After that it was bundle up again, this time myself alone - but carrying my oscilloscope
and tool kit as well as the Sol. An hour or two of demonstration in the offices of Popular
Electronics convinced them that Sol would indeed work. Then it was back home directly,
where I passed "Go" and collected the balance of my lump payment.
DEBUT
A great deal of work remained to be done after the prototype Sol was finished. Bob
wasn't through with suggesting new things and better ways - I suspect he never will be. One
major change in the design bears pointing out, though.

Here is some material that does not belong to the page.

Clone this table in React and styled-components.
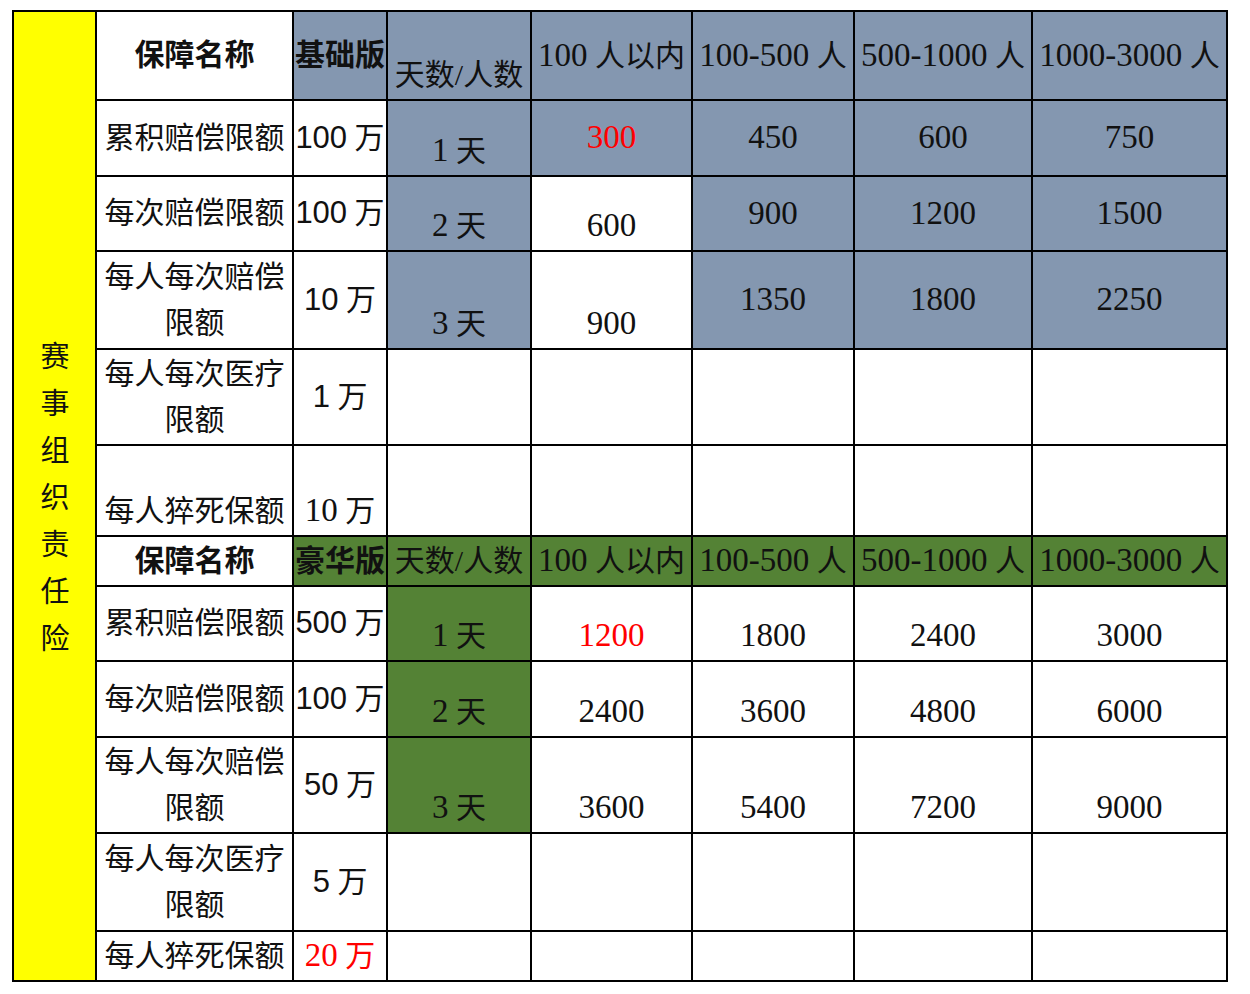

The personality module, which owes its name to Don Lancaster, came about as a result
of unpredictable EPROM supplies. Some way had to be found to plug in three different
EPROMs without taking up extra area. The first suggestion was for a "piggyback" card with
upright pins that plugged onto a row of socket connectors on the board. I take credit for
extending this idea to one of a miniature printed-circuit plug-in card with a row of edge-
connector "fingers" that would mate with a right-angle PC connector and be guided by rails so
it could be changed from outside the cabinet. This leads to fantasies of employees swapping
in game personality modules during lunch time and returning to the business modules when
the whistle blows.
Almost everything except the circuit was redesigned between prototype and production,
and even the circuit was the object of much straightening out of wrinkles. The printed-circuit
board was totally re-laid out, and the layout was digitized for computerized photo-plotting.
More expediting, twenty-four-hour days, and dead runs from plane to plane.
In late August the Sol, in its production form, had its debut at the Atlantic City Personal
Computing Show. I understand the cocktail party was splendid. Personally, I spent the time
trying to trace down a bug that I was later told was in software.